** Supplied material **
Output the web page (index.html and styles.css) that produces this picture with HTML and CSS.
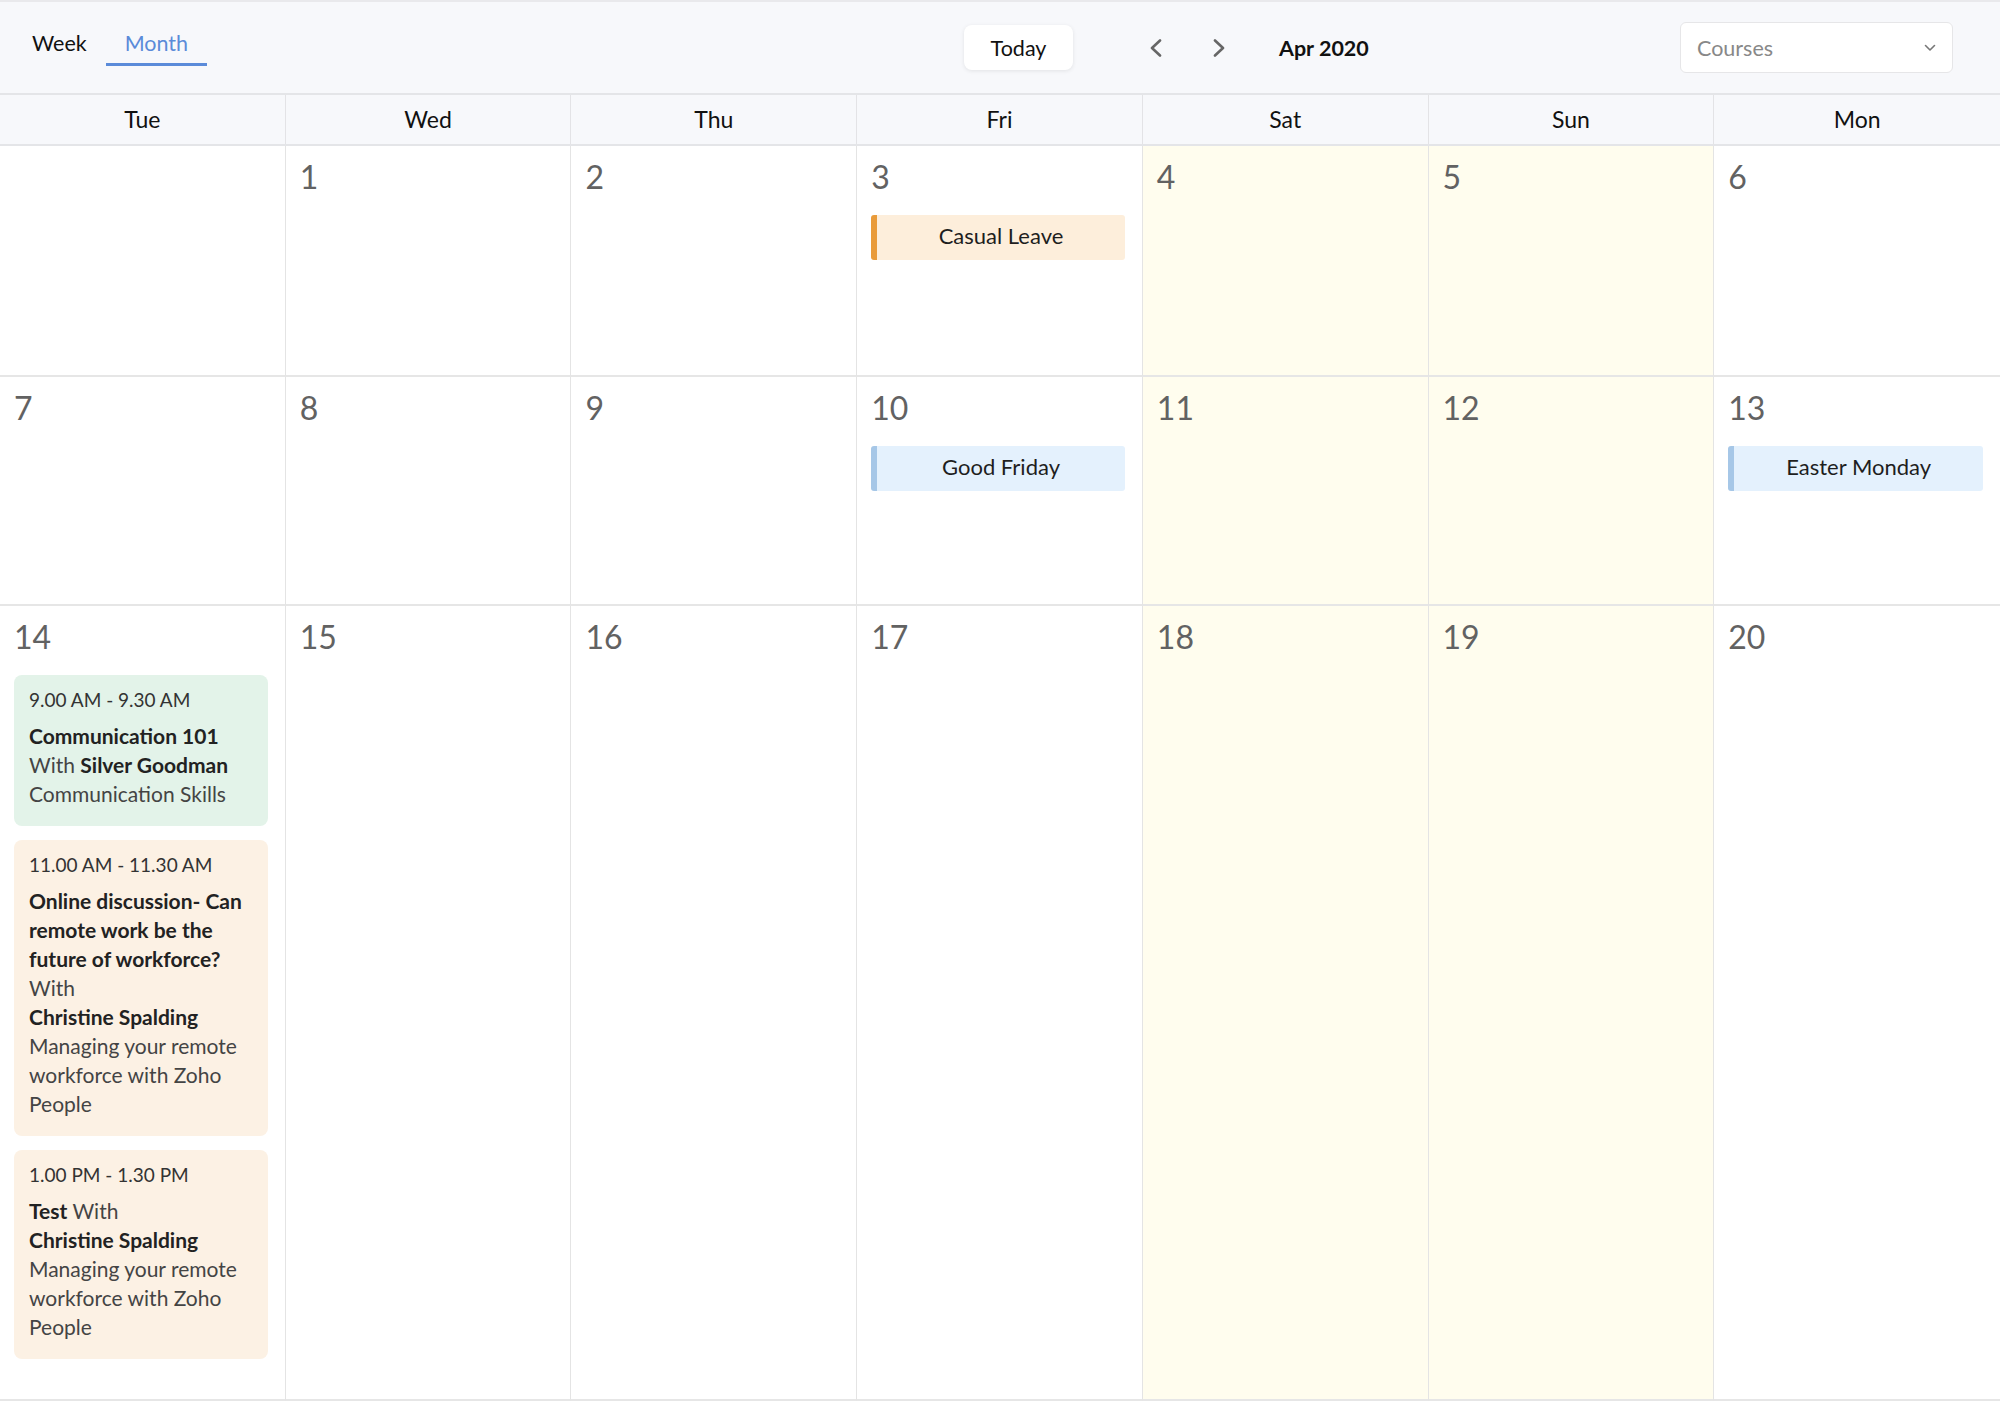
FILE: index.html
```html
<!DOCTYPE html>
<html lang="en">
<head>
<meta charset="utf-8">
<title>Calendar • Apr 2020</title>
<link rel="stylesheet" href="styles.css">
</head>
<body>

<div class="toolbar">
    <div class="tabs">
        <span class="tab">Week</span>
        <span class="tab active">Month</span>
    </div>

    <div class="nav">
        <button class="today">Today</button>
        <button class="arrow" aria-label="Previous">
            <svg width="13" height="18" viewBox="0 0 13 18"><path d="M11 1.5 L3 9 L11 16.5" fill="none" stroke="#666" stroke-width="2.6" stroke-linecap="round" stroke-linejoin="round"/></svg>
        </button>
        <button class="arrow" aria-label="Next">
            <svg width="13" height="18" viewBox="0 0 13 18"><path d="M2 1.5 L10 9 L2 16.5" fill="none" stroke="#666" stroke-width="2.6" stroke-linecap="round" stroke-linejoin="round"/></svg>
        </button>
        <span class="period">Apr 2020</span>
    </div>

    <div class="select">
        <span>Courses</span>
        <svg width="12" height="8" viewBox="0 0 12 8"><path d="M1.5 1.5 L6 6 L10.5 1.5" fill="none" stroke="#777" stroke-width="1.6" stroke-linecap="round" stroke-linejoin="round"/></svg>
    </div>
</div>

<div class="weekdays">
    <div>Tue</div>
    <div>Wed</div>
    <div>Thu</div>
    <div>Fri</div>
    <div>Sat</div>
    <div>Sun</div>
    <div>Mon</div>
</div>

<div class="month">
    <!-- week 1 -->
    <div class="day"></div>
    <div class="day"><div class="num">1</div></div>
    <div class="day"><div class="num">2</div></div>
    <div class="day">
        <div class="num">3</div>
        <div class="bar leave">Casual Leave</div>
    </div>
    <div class="day weekend"><div class="num">4</div></div>
    <div class="day weekend"><div class="num">5</div></div>
    <div class="day"><div class="num">6</div></div>

    <!-- week 2 -->
    <div class="day"><div class="num">7</div></div>
    <div class="day"><div class="num">8</div></div>
    <div class="day"><div class="num">9</div></div>
    <div class="day">
        <div class="num">10</div>
        <div class="bar holiday">Good Friday</div>
    </div>
    <div class="day weekend"><div class="num">11</div></div>
    <div class="day weekend"><div class="num">12</div></div>
    <div class="day">
        <div class="num">13</div>
        <div class="bar holiday">Easter Monday</div>
    </div>

    <!-- week 3 -->
    <div class="day">
        <div class="num">14</div>

        <div class="card green">
            <div class="time">9.00 AM - 9.30 AM</div>
            <div class="line"><b>Communication 101</b> With <b class="who">Silver Goodman</b></div>
            <div class="line">Communication Skills</div>
        </div>

        <div class="card peach">
            <div class="time">11.00 AM - 11.30 AM</div>
            <div class="line"><b>Online discussion- Can remote work be the future of workforce?</b> With <b class="who">Christine Spalding</b></div>
            <div class="line">Managing your remote workforce with Zoho People</div>
        </div>

        <div class="card peach">
            <div class="time">1.00 PM - 1.30 PM</div>
            <div class="line"><b>Test</b> With <b class="who">Christine Spalding</b></div>
            <div class="line">Managing your remote workforce with Zoho People</div>
        </div>
    </div>
    <div class="day"><div class="num">15</div></div>
    <div class="day"><div class="num">16</div></div>
    <div class="day"><div class="num">17</div></div>
    <div class="day weekend"><div class="num">18</div></div>
    <div class="day weekend"><div class="num">19</div></div>
    <div class="day"><div class="num">20</div></div>
</div>

</body>
</html>
```

FILE: styles.css
```css
body { margin: 0; font-family: Lato, "Open Sans", sans-serif; color: #111; background: #fff; }
button { font-family: inherit; cursor: pointer; }

/* toolbar */
.toolbar { display: flex; align-items: center; height: 91px; padding: 0 47px 0 13px; background: #f7f8fb; border-top: 2px solid #e9e9ec; border-bottom: 2px solid #e4e5e8; font-size: 21.5px; }
.tabs { display: flex; align-self: flex-start; width: 951px; margin-top: 27px; }
.tab { line-height: 28px; padding: 0 19px 6px; border-bottom: 3px solid transparent; color: #111; }
.tab.active { color: #5b8bd9; border-bottom-color: #5b8bd9; }

.nav { display: flex; align-items: center; }
.today { width: 109px; height: 45px; padding: 0; font-size: 21.5px; color: #111; background: #fff; border: 0; border-radius: 8px; box-shadow: 0 1px 4px rgba(0, 0, 0, .09); }
.arrow { display: flex; align-items: center; justify-content: center; width: 40px; height: 40px; padding: 0; background: none; border: 0; }
.today + .arrow { margin-left: 62px; }
.arrow + .arrow { margin-left: 24px; }
.period { margin-left: 40px; font-weight: bold; color: #111; }

.select { display: flex; align-items: center; justify-content: space-between; box-sizing: border-box; width: 273px; height: 51px; margin-left: auto; padding: 0 16px; color: #888; background: #fff; border: 1px solid #e6e6e8; border-radius: 6px; }

/* grid */
.weekdays { display: grid; grid-template-columns: repeat(7, 1fr); background: #f7f8fb; border-bottom: 2px solid #e4e5e8; }
.weekdays div { height: 49px; line-height: 49px; text-align: center; font-size: 23px; color: #111; border-right: 1px solid #e3e3e6; }
.weekdays div:last-child { border-right: 0; }

.month { display: grid; grid-template-columns: repeat(7, 1fr); grid-template-rows: 231px 229px 795px; }
.day { box-sizing: border-box; padding: 12px 17px 0 14px; border-right: 1px solid #e4e4e4; border-bottom: 2px solid #e6e6e6; }
.day:nth-child(7n) { border-right: 0; }
.weekend { background: #fffdee; }
.num { font-size: 32px; line-height: 38px; color: #626262; margin-bottom: 19px; }

/* all-day bars */
.bar { box-sizing: border-box; height: 45px; line-height: 42px; text-align: center; font-size: 22px; color: #1e1e1e; border-left: 6px solid; border-radius: 3px; }
.leave { background: #fdeedb; border-left-color: #e99b3a; }
.holiday { background: #e4f1fd; border-left-color: #a6c7e7; }

/* timed events */
.card { padding: 12px 22px 18px 15px; margin-bottom: 14px; border-radius: 8px; font-size: 21px; line-height: 29px; color: #444; }
.card b { color: #222; }
.card .who { display: inline-block; }
.time { font-size: 19px; line-height: 26px; color: #333; margin-bottom: 8px; }
.green { background: #e3f3e9; }
.peach { background: #fcf1e4; }
```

** The task **
Your copy of the data should match it exactly, except that pictures are left out.

** Task response **
Output the web page (index.html and styles.css) that produces this picture with HTML and CSS.
FILE: index.html
```html
<!DOCTYPE html>
<html lang="en">
<head>
<meta charset="utf-8">
<title>Calendar • Apr 2020</title>
<link rel="stylesheet" href="styles.css">
</head>
<body>

<div class="toolbar">
    <div class="tabs">
        <span class="tab">Week</span>
        <span class="tab active">Month</span>
    </div>

    <div class="nav">
        <button class="today">Today</button>
        <button class="arrow" aria-label="Previous">
            <svg width="13" height="18" viewBox="0 0 13 18"><path d="M11 1.5 L3 9 L11 16.5" fill="none" stroke="#666" stroke-width="2.6" stroke-linecap="round" stroke-linejoin="round"/></svg>
        </button>
        <button class="arrow" aria-label="Next">
            <svg width="13" height="18" viewBox="0 0 13 18"><path d="M2 1.5 L10 9 L2 16.5" fill="none" stroke="#666" stroke-width="2.6" stroke-linecap="round" stroke-linejoin="round"/></svg>
        </button>
        <span class="period">Apr 2020</span>
    </div>

    <div class="select">
        <span>Courses</span>
        <svg width="12" height="8" viewBox="0 0 12 8"><path d="M1.5 1.5 L6 6 L10.5 1.5" fill="none" stroke="#777" stroke-width="1.6" stroke-linecap="round" stroke-linejoin="round"/></svg>
    </div>
</div>

<div class="weekdays">
    <div>Tue</div>
    <div>Wed</div>
    <div>Thu</div>
    <div>Fri</div>
    <div>Sat</div>
    <div>Sun</div>
    <div>Mon</div>
</div>

<div class="month">
    <!-- week 1 -->
    <div class="day"></div>
    <div class="day"><div class="num">1</div></div>
    <div class="day"><div class="num">2</div></div>
    <div class="day">
        <div class="num">3</div>
        <div class="bar leave">Casual Leave</div>
    </div>
    <div class="day weekend"><div class="num">4</div></div>
    <div class="day weekend"><div class="num">5</div></div>
    <div class="day"><div class="num">6</div></div>

    <!-- week 2 -->
    <div class="day"><div class="num">7</div></div>
    <div class="day"><div class="num">8</div></div>
    <div class="day"><div class="num">9</div></div>
    <div class="day">
        <div class="num">10</div>
        <div class="bar holiday">Good Friday</div>
    </div>
    <div class="day weekend"><div class="num">11</div></div>
    <div class="day weekend"><div class="num">12</div></div>
    <div class="day">
        <div class="num">13</div>
        <div class="bar holiday">Easter Monday</div>
    </div>

    <!-- week 3 -->
    <div class="day">
        <div class="num">14</div>

        <div class="card green">
            <div class="time">9.00 AM - 9.30 AM</div>
            <div class="line"><b>Communication 101</b> With <b class="who">Silver Goodman</b></div>
            <div class="line">Communication Skills</div>
        </div>

        <div class="card peach">
            <div class="time">11.00 AM - 11.30 AM</div>
            <div class="line"><b>Online discussion- Can remote work be the future of workforce?</b> With <b class="who">Christine Spalding</b></div>
            <div class="line">Managing your remote workforce with Zoho People</div>
        </div>

        <div class="card peach">
            <div class="time">1.00 PM - 1.30 PM</div>
            <div class="line"><b>Test</b> With <b class="who">Christine Spalding</b></div>
            <div class="line">Managing your remote workforce with Zoho People</div>
        </div>
    </div>
    <div class="day"><div class="num">15</div></div>
    <div class="day"><div class="num">16</div></div>
    <div class="day"><div class="num">17</div></div>
    <div class="day weekend"><div class="num">18</div></div>
    <div class="day weekend"><div class="num">19</div></div>
    <div class="day"><div class="num">20</div></div>
</div>

</body>
</html>
```

FILE: styles.css
```css
body { margin: 0; font-family: Lato, "Open Sans", sans-serif; color: #111; background: #fff; }
button { font-family: inherit; cursor: pointer; }

/* toolbar */
.toolbar { display: flex; align-items: center; height: 91px; padding: 0 47px 0 13px; background: #f7f8fb; border-top: 2px solid #e9e9ec; border-bottom: 2px solid #e4e5e8; font-size: 21.5px; }
.tabs { display: flex; align-self: flex-start; width: 951px; margin-top: 27px; }
.tab { line-height: 28px; padding: 0 19px 6px; border-bottom: 3px solid transparent; color: #111; }
.tab.active { color: #5b8bd9; border-bottom-color: #5b8bd9; }

.nav { display: flex; align-items: center; }
.today { width: 109px; height: 45px; padding: 0; font-size: 21.5px; color: #111; background: #fff; border: 0; border-radius: 8px; box-shadow: 0 1px 4px rgba(0, 0, 0, .09); }
.arrow { display: flex; align-items: center; justify-content: center; width: 40px; height: 40px; padding: 0; background: none; border: 0; }
.today + .arrow { margin-left: 62px; }
.arrow + .arrow { margin-left: 24px; }
.period { margin-left: 40px; font-weight: bold; color: #111; }

.select { display: flex; align-items: center; justify-content: space-between; box-sizing: border-box; width: 273px; height: 51px; margin-left: auto; padding: 0 16px; color: #888; background: #fff; border: 1px solid #e6e6e8; border-radius: 6px; }

/* grid */
.weekdays { display: grid; grid-template-columns: repeat(7, 1fr); background: #f7f8fb; border-bottom: 2px solid #e4e5e8; }
.weekdays div { height: 49px; line-height: 49px; text-align: center; font-size: 23px; color: #111; border-right: 1px solid #e3e3e6; }
.weekdays div:last-child { border-right: 0; }

.month { display: grid; grid-template-columns: repeat(7, 1fr); grid-template-rows: 231px 229px 795px; }
.day { box-sizing: border-box; padding: 12px 17px 0 14px; border-right: 1px solid #e4e4e4; border-bottom: 2px solid #e6e6e6; }
.day:nth-child(7n) { border-right: 0; }
.weekend { background: #fffdee; }
.num { font-size: 32px; line-height: 38px; color: #626262; margin-bottom: 19px; }

/* all-day bars */
.bar { box-sizing: border-box; height: 45px; line-height: 42px; text-align: center; font-size: 22px; color: #1e1e1e; border-left: 6px solid; border-radius: 3px; }
.leave { background: #fdeedb; border-left-color: #e99b3a; }
.holiday { background: #e4f1fd; border-left-color: #a6c7e7; }

/* timed events */
.card { padding: 12px 22px 18px 15px; margin-bottom: 14px; border-radius: 8px; font-size: 21px; line-height: 29px; color: #444; }
.card b { color: #222; }
.card .who { display: inline-block; }
.time { font-size: 19px; line-height: 26px; color: #333; margin-bottom: 8px; }
.green { background: #e3f3e9; }
.peach { background: #fcf1e4; }
```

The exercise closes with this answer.